:: Task data ::
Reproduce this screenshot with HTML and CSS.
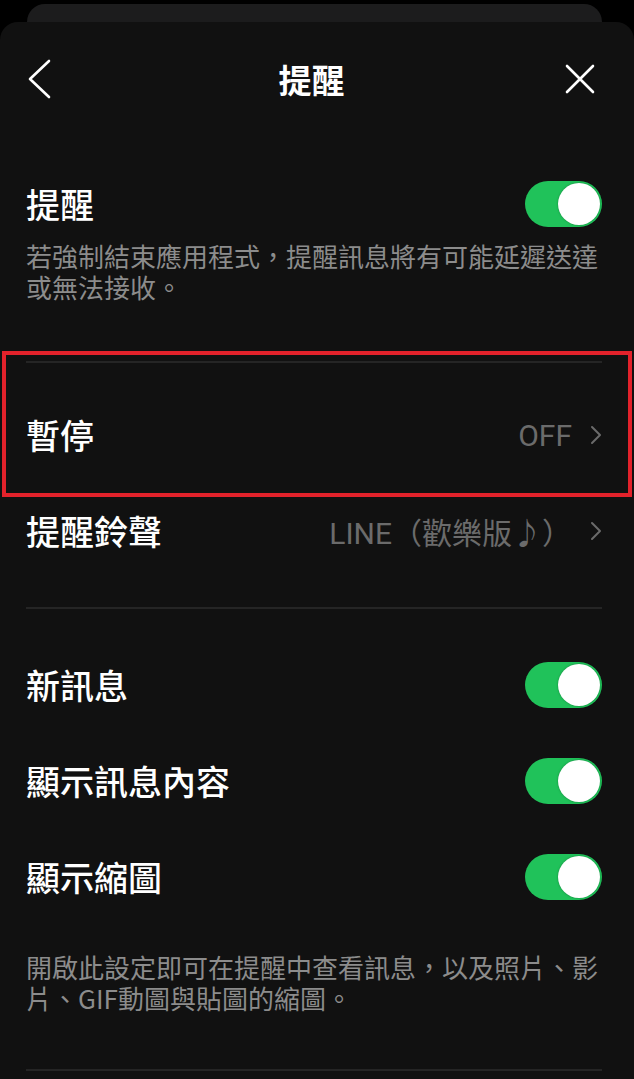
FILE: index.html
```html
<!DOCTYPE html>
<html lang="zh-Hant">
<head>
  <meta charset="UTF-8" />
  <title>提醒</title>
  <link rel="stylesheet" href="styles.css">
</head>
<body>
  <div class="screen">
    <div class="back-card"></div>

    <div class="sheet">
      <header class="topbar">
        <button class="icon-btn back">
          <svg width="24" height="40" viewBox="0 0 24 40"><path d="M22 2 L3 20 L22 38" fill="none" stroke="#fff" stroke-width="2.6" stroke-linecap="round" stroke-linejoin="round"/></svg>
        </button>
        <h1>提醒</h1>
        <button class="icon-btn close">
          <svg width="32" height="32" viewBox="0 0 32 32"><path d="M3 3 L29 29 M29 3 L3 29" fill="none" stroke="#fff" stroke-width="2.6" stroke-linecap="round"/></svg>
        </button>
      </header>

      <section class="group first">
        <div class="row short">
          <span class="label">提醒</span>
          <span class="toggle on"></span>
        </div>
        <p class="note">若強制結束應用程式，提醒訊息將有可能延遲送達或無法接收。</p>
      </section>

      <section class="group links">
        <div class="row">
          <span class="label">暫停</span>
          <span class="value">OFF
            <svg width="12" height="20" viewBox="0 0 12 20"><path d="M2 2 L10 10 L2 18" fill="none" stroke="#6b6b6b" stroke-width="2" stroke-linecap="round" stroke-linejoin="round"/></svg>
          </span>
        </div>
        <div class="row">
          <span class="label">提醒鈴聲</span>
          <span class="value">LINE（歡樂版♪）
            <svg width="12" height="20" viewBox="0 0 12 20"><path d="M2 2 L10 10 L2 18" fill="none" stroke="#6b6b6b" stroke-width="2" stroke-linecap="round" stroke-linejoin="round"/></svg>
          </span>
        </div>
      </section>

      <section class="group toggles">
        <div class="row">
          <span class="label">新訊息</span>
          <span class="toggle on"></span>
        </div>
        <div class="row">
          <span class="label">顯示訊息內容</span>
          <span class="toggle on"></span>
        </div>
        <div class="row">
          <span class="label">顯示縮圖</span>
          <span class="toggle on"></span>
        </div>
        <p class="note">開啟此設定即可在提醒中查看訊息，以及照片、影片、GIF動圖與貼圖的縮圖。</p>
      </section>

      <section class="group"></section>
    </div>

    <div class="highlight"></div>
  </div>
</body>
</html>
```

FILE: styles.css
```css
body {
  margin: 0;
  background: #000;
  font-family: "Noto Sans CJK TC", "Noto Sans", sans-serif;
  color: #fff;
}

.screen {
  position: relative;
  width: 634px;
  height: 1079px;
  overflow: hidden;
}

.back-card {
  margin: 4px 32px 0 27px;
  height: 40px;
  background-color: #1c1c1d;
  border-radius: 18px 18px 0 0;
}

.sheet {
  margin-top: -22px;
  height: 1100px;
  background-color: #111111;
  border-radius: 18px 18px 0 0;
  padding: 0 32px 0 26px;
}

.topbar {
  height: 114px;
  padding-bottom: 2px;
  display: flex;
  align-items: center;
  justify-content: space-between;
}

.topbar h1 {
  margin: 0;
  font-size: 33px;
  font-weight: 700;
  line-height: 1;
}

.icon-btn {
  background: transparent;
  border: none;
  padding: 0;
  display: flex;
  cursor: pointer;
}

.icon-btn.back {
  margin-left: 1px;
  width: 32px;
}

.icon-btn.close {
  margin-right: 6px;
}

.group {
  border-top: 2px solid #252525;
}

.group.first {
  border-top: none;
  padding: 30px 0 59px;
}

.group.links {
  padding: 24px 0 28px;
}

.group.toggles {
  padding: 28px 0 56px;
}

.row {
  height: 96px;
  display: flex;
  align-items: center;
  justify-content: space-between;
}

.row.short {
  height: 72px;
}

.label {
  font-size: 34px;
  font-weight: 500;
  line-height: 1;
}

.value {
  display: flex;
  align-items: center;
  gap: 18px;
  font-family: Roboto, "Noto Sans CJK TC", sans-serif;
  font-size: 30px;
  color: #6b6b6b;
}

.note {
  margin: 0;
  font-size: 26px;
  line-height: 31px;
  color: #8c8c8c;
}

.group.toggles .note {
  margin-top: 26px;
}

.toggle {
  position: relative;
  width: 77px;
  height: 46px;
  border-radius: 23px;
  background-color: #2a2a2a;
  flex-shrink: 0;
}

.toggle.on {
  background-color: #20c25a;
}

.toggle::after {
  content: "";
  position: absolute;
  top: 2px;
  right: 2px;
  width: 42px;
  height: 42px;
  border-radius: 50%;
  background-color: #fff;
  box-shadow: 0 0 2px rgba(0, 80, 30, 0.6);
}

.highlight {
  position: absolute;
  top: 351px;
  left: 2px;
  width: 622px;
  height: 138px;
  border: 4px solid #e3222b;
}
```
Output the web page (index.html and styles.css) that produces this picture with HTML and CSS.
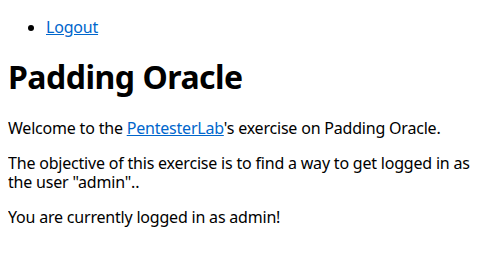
:::
- What is being asked: Copy the records above exactly, leaving out every picture.

- Task response:
Reproduce this screenshot with HTML and CSS.
FILE: index.html
```html
<!DOCTYPE html>
<html lang="zh-Hant">
<head>
  <meta charset="UTF-8" />
  <title>提醒</title>
  <link rel="stylesheet" href="styles.css">
</head>
<body>
  <div class="screen">
    <div class="back-card"></div>

    <div class="sheet">
      <header class="topbar">
        <button class="icon-btn back">
          <svg width="24" height="40" viewBox="0 0 24 40"><path d="M22 2 L3 20 L22 38" fill="none" stroke="#fff" stroke-width="2.6" stroke-linecap="round" stroke-linejoin="round"/></svg>
        </button>
        <h1>提醒</h1>
        <button class="icon-btn close">
          <svg width="32" height="32" viewBox="0 0 32 32"><path d="M3 3 L29 29 M29 3 L3 29" fill="none" stroke="#fff" stroke-width="2.6" stroke-linecap="round"/></svg>
        </button>
      </header>

      <section class="group first">
        <div class="row short">
          <span class="label">提醒</span>
          <span class="toggle on"></span>
        </div>
        <p class="note">若強制結束應用程式，提醒訊息將有可能延遲送達或無法接收。</p>
      </section>

      <section class="group links">
        <div class="row">
          <span class="label">暫停</span>
          <span class="value">OFF
            <svg width="12" height="20" viewBox="0 0 12 20"><path d="M2 2 L10 10 L2 18" fill="none" stroke="#6b6b6b" stroke-width="2" stroke-linecap="round" stroke-linejoin="round"/></svg>
          </span>
        </div>
        <div class="row">
          <span class="label">提醒鈴聲</span>
          <span class="value">LINE（歡樂版♪）
            <svg width="12" height="20" viewBox="0 0 12 20"><path d="M2 2 L10 10 L2 18" fill="none" stroke="#6b6b6b" stroke-width="2" stroke-linecap="round" stroke-linejoin="round"/></svg>
          </span>
        </div>
      </section>

      <section class="group toggles">
        <div class="row">
          <span class="label">新訊息</span>
          <span class="toggle on"></span>
        </div>
        <div class="row">
          <span class="label">顯示訊息內容</span>
          <span class="toggle on"></span>
        </div>
        <div class="row">
          <span class="label">顯示縮圖</span>
          <span class="toggle on"></span>
        </div>
        <p class="note">開啟此設定即可在提醒中查看訊息，以及照片、影片、GIF動圖與貼圖的縮圖。</p>
      </section>

      <section class="group"></section>
    </div>

    <div class="highlight"></div>
  </div>
</body>
</html>
```

FILE: styles.css
```css
body {
  margin: 0;
  background: #000;
  font-family: "Noto Sans CJK TC", "Noto Sans", sans-serif;
  color: #fff;
}

.screen {
  position: relative;
  width: 634px;
  height: 1079px;
  overflow: hidden;
}

.back-card {
  margin: 4px 32px 0 27px;
  height: 40px;
  background-color: #1c1c1d;
  border-radius: 18px 18px 0 0;
}

.sheet {
  margin-top: -22px;
  height: 1100px;
  background-color: #111111;
  border-radius: 18px 18px 0 0;
  padding: 0 32px 0 26px;
}

.topbar {
  height: 114px;
  padding-bottom: 2px;
  display: flex;
  align-items: center;
  justify-content: space-between;
}

.topbar h1 {
  margin: 0;
  font-size: 33px;
  font-weight: 700;
  line-height: 1;
}

.icon-btn {
  background: transparent;
  border: none;
  padding: 0;
  display: flex;
  cursor: pointer;
}

.icon-btn.back {
  margin-left: 1px;
  width: 32px;
}

.icon-btn.close {
  margin-right: 6px;
}

.group {
  border-top: 2px solid #252525;
}

.group.first {
  border-top: none;
  padding: 30px 0 59px;
}

.group.links {
  padding: 24px 0 28px;
}

.group.toggles {
  padding: 28px 0 56px;
}

.row {
  height: 96px;
  display: flex;
  align-items: center;
  justify-content: space-between;
}

.row.short {
  height: 72px;
}

.label {
  font-size: 34px;
  font-weight: 500;
  line-height: 1;
}

.value {
  display: flex;
  align-items: center;
  gap: 18px;
  font-family: Roboto, "Noto Sans CJK TC", sans-serif;
  font-size: 30px;
  color: #6b6b6b;
}

.note {
  margin: 0;
  font-size: 26px;
  line-height: 31px;
  color: #8c8c8c;
}

.group.toggles .note {
  margin-top: 26px;
}

.toggle {
  position: relative;
  width: 77px;
  height: 46px;
  border-radius: 23px;
  background-color: #2a2a2a;
  flex-shrink: 0;
}

.toggle.on {
  background-color: #20c25a;
}

.toggle::after {
  content: "";
  position: absolute;
  top: 2px;
  right: 2px;
  width: 42px;
  height: 42px;
  border-radius: 50%;
  background-color: #fff;
  box-shadow: 0 0 2px rgba(0, 80, 30, 0.6);
}

.highlight {
  position: absolute;
  top: 351px;
  left: 2px;
  width: 622px;
  height: 138px;
  border: 4px solid #e3222b;
}
```
Output the web page (index.html and styles.css) that produces this picture with HTML and CSS.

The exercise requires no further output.